Scientists from the Imperial College London, in the UK, determined that there may be nearly 12,000 huge pools of organic compounds on Mars which would represent vestiges of an extinguished form of life.

“Mars hosted water billions of years ago, which means that some form of life could have thrived there. If life existed before the water dried up, it would probably have left traces that are still preserved in the Martian rock today,” explained Mark Sephton from the Imperial College Of London.

The Dorset, in the United Kingdom, is the homeland to very acidic sulfur currents that house bacteria that prosper in these very harsh environments. One such setting, located in St. Oswald’s Bay, might be the most interesting one in the whole world, as it is almost a 1-to-1 replica of the conditions on Mars.
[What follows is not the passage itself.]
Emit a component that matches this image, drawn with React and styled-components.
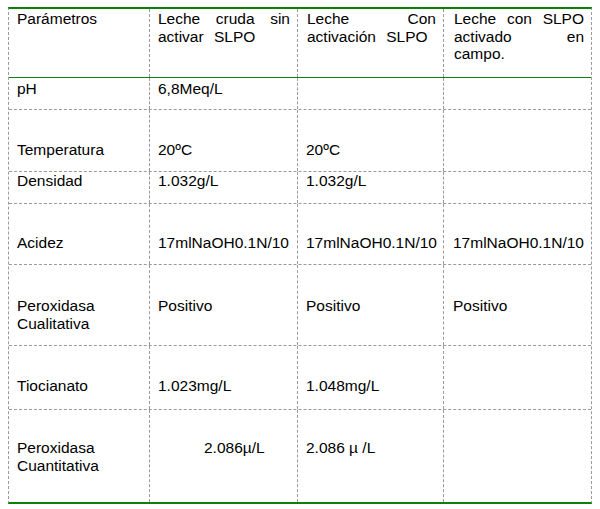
import React from 'react';
import styled, { createGlobalStyle } from 'styled-components';

const GlobalStyle = createGlobalStyle`
  html, body {
    margin: 0;
    padding: 0;
    background: #ffffff;
  }
  body {
    font-family: "Liberation Sans", Arial, sans-serif;
    color: #000000;
  }
`;

const GREEN = '#0b800b';
const DASH = '#9a9a9a';

const Page = styled.div`
  padding: 7px 8px 0 8px;
`;

const Table = styled.div`
  width: 584px;
  box-sizing: border-box;
  border-top: 2px solid ${GREEN};
  border-bottom: 2px solid ${GREEN};
  border-left: 1px dashed ${DASH};
  border-right: 1px dashed ${DASH};
  font-size: 15.5px;
  line-height: 17.5px;
`;

const Row = styled.div`
  display: grid;
  grid-template-columns: 140px 148px 146px 148px;
  height: ${p => p.$height}px;
  box-sizing: content-box;
  border-bottom: ${p =>
    p.$divider === 'green' ? `1px solid ${GREEN}` :
    p.$divider === 'dash' ? `1px dashed ${DASH}` : 'none'};
`;

const Cell = styled.div`
  box-sizing: border-box;
  padding: ${p => p.$top}px 7px 0 ${p => p.$left || 8}px;
  border-left: ${p => (p.$first ? 'none' : `1px dashed ${DASH}`)};
  overflow: hidden;
`;

const Line = styled.div`
  white-space: nowrap;
  text-align: ${p => (p.$justify ? 'justify' : 'left')};
  text-align-last: ${p => (p.$justify ? 'justify' : 'left')};
  word-spacing: ${p => p.$spacing || 0}px;
`;

const rows = [
  { h: 31, pad: 2, div: 'dash', cells: ['pH', '6,8Meq/L', '', ''] },
  { h: 61, pad: 31, div: 'dash', cells: ['Temperatura', '20ºC', '20ºC', ''] },
  { h: 31, pad: 0, div: 'dash', cells: ['Densidad', '1.032g/L', '1.032g/L', ''] },
  { h: 60, pad: 30, div: 'dash', cells: ['Acidez', '17mlNaOH0.1N/10', '17mlNaOH0.1N/10', '17mlNaOH0.1N/10'] },
  { h: 80, pad: 32, div: 'dash', cells: [['Peroxidasa', 'Cualitativa'], 'Positivo', 'Positivo', 'Positivo'] },
  { h: 63, pad: 31, div: 'dash', cells: ['Tiocianato', '1.023mg/L', '1.048mg/L', ''] },
  { h: 92, pad: 29, div: 'none', cells: [['Peroxidasa', 'Cuantitativa'], '2.086µ/L', '2.086 µ /L', ''], indent: { 1: 54 } },
];

function App() {
  return (
    <>
      <GlobalStyle />
      <Page>
        <Table>
          <Row $height={68} $divider="green">
            <Cell $first $top={1}>
              <Line>Parámetros</Line>
            </Cell>
            <Cell $top={1}>
              <Line $justify>Leche cruda sin</Line>
              <Line $spacing={6}>activar SLPO</Line>
            </Cell>
            <Cell $top={1} $left={9}>
              <Line $justify>Leche Con</Line>
              <Line $spacing={6}>activación SLPO</Line>
            </Cell>
            <Cell $top={1} $left={10}>
              <Line $justify>Leche con SLPO</Line>
              <Line $justify>activado en</Line>
              <Line>campo.</Line>
            </Cell>
          </Row>
          {rows.map((r, i) => (
            <Row key={i} $height={r.h} $divider={r.div}>
              {r.cells.map((c, j) => (
                <Cell
                  key={j}
                  $first={j === 0}
                  $top={r.pad}
                  $left={(r.indent && r.indent[j]) || (j === 2 ? 8 : j === 3 ? 9 : 8)}
                >
                  {Array.isArray(c)
                    ? c.map((t, k) => <Line key={k}>{t}</Line>)
                    : c && <Line>{c}</Line>}
                </Cell>
              ))}
            </Row>
          ))}
        </Table>
      </Page>
    </>
  );
}

export default App;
Evidence of fatty acids in the acidic currents in Dorset, in the UK, might prove that life on Mars existed at some point in the Red Planet’s history

The researchers approached the scenery as a model for Mars and surveyed the organic matter stored in the rock deposits surrounding the place. Iron-rich goethite ore is processed into hematite, a highly popular material on Mars which makes the planet looking reddish.

According to the scientists’ findings, if a terrestrial iron-rich rock mineral can house evidence of life, such as bacteria and fatty acids, then, its Mars’ counterpart has to contain evidence of a long-extinguished life form that populated the Red Planet once, if there has been any.

Scientists¬†found that iron-rich rocks from the St. Oswald’s Bay carried numerous microbes and contained signs of fossilized organic remnants.

On the basis of how many rocks originate from acidic conditions on Mars and supposing that the amount of fatty acids present in Martian rock formations is as high as the one found on Earth, there could be as many as 12,000 huge pools filled with organic matter that would be a irrefutable hint that, once in the past, life on Mars existed.